#### [MATERIAL PROVIDED]
━━━

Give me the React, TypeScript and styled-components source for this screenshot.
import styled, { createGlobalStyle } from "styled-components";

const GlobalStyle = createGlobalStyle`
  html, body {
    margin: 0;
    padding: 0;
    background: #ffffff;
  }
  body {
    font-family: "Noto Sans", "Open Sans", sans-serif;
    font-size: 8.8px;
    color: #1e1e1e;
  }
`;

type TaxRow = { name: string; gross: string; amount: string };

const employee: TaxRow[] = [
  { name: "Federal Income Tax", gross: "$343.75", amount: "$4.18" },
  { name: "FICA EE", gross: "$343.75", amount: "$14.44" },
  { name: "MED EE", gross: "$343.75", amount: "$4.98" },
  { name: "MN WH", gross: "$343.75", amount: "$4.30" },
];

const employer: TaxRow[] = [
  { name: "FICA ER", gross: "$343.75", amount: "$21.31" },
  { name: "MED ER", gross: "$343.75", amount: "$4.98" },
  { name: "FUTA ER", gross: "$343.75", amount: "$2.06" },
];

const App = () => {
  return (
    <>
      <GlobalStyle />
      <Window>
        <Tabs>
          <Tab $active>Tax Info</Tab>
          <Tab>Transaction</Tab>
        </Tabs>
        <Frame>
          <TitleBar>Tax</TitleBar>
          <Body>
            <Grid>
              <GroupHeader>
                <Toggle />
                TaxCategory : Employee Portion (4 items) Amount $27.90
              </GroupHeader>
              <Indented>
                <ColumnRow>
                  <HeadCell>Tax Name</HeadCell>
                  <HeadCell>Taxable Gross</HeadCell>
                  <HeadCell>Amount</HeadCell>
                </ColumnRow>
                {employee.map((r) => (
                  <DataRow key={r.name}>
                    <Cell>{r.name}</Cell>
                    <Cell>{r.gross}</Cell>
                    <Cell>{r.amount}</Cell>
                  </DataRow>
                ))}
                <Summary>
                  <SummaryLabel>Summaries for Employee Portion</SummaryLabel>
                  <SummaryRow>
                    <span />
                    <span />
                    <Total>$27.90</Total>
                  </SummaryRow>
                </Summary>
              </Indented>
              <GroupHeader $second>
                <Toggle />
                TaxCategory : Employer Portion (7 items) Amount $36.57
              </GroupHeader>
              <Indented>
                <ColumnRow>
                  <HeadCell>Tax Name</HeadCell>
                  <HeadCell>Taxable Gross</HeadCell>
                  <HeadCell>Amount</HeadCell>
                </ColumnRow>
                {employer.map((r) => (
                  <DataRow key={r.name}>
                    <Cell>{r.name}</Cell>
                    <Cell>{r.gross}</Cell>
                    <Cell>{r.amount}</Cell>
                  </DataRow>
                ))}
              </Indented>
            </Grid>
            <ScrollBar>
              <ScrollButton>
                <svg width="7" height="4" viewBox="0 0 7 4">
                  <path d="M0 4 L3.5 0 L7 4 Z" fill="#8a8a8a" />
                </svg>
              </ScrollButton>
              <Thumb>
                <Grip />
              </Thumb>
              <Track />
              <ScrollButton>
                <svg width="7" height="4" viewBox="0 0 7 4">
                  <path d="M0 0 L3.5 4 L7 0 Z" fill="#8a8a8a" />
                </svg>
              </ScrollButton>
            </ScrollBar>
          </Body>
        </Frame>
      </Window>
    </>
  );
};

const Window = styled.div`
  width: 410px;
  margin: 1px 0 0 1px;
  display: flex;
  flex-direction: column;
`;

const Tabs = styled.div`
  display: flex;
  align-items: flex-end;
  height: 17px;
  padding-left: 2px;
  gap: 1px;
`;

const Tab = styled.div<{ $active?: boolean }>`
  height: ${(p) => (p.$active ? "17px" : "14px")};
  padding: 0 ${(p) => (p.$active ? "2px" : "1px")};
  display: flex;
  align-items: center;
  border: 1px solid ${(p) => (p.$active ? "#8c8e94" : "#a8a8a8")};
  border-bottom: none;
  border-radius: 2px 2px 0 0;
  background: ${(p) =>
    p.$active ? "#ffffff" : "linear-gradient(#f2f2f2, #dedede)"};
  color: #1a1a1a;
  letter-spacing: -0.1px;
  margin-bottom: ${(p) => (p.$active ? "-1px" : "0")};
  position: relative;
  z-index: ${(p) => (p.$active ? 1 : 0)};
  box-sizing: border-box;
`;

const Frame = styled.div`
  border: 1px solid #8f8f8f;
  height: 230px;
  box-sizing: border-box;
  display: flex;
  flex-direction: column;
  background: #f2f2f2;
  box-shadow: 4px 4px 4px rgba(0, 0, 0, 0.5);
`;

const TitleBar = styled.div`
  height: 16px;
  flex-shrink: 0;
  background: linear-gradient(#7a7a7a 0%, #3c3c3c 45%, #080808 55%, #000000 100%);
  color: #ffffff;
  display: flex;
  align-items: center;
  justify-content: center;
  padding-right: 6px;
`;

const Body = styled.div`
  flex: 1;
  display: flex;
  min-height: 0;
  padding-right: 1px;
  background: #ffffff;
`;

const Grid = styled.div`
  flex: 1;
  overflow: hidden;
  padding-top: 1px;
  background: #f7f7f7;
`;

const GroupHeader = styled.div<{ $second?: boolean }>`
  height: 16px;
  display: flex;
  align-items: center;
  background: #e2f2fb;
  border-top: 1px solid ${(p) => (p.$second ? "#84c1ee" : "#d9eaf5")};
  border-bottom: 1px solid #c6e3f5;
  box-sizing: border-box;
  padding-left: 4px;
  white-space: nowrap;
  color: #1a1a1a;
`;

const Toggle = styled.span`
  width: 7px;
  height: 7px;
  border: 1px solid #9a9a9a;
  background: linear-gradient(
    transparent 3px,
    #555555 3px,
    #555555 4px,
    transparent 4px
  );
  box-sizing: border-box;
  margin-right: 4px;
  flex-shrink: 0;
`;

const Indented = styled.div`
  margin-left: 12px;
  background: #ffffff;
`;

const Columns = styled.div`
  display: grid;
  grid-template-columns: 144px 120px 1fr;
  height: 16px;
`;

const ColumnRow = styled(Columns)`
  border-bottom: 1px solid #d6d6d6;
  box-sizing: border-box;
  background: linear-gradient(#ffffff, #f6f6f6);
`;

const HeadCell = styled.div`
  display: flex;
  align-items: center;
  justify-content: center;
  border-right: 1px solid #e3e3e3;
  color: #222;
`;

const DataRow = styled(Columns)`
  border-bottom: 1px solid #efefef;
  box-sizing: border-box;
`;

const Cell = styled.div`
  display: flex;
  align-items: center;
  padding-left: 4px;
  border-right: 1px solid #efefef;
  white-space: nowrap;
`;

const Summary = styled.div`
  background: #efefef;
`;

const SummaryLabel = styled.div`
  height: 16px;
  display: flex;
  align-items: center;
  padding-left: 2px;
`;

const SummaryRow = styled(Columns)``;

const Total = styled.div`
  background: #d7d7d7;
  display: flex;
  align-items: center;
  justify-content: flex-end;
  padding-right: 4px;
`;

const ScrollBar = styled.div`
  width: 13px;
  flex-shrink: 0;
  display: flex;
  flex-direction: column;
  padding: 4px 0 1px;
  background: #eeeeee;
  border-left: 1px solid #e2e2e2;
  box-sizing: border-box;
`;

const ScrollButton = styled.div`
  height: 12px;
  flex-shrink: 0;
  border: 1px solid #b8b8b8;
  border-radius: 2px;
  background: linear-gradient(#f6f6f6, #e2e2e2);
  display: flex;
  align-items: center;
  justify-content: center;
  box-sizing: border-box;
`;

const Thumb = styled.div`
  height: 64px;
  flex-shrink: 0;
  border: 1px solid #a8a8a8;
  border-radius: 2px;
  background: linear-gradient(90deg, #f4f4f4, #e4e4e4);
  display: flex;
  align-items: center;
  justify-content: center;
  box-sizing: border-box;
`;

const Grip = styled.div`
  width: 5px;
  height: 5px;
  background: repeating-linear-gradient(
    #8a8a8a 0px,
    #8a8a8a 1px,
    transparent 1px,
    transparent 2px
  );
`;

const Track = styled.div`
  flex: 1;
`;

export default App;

━━━

#### [GIVEN PROBLEM]
From the very first line of the data through the line with "string; gross: string;" in it, please reproduce each line exactly and output nothing more.

#### [FULL ANSWER]
Give me the React, TypeScript and styled-components source for this screenshot.
import styled, { createGlobalStyle } from "styled-components";

const GlobalStyle = createGlobalStyle`
  html, body {
    margin: 0;
    padding: 0;
    background: #ffffff;
  }
  body {
    font-family: "Noto Sans", "Open Sans", sans-serif;
    font-size: 8.8px;
    color: #1e1e1e;
  }
`;

type TaxRow = { name: string; gross: string; amount: string };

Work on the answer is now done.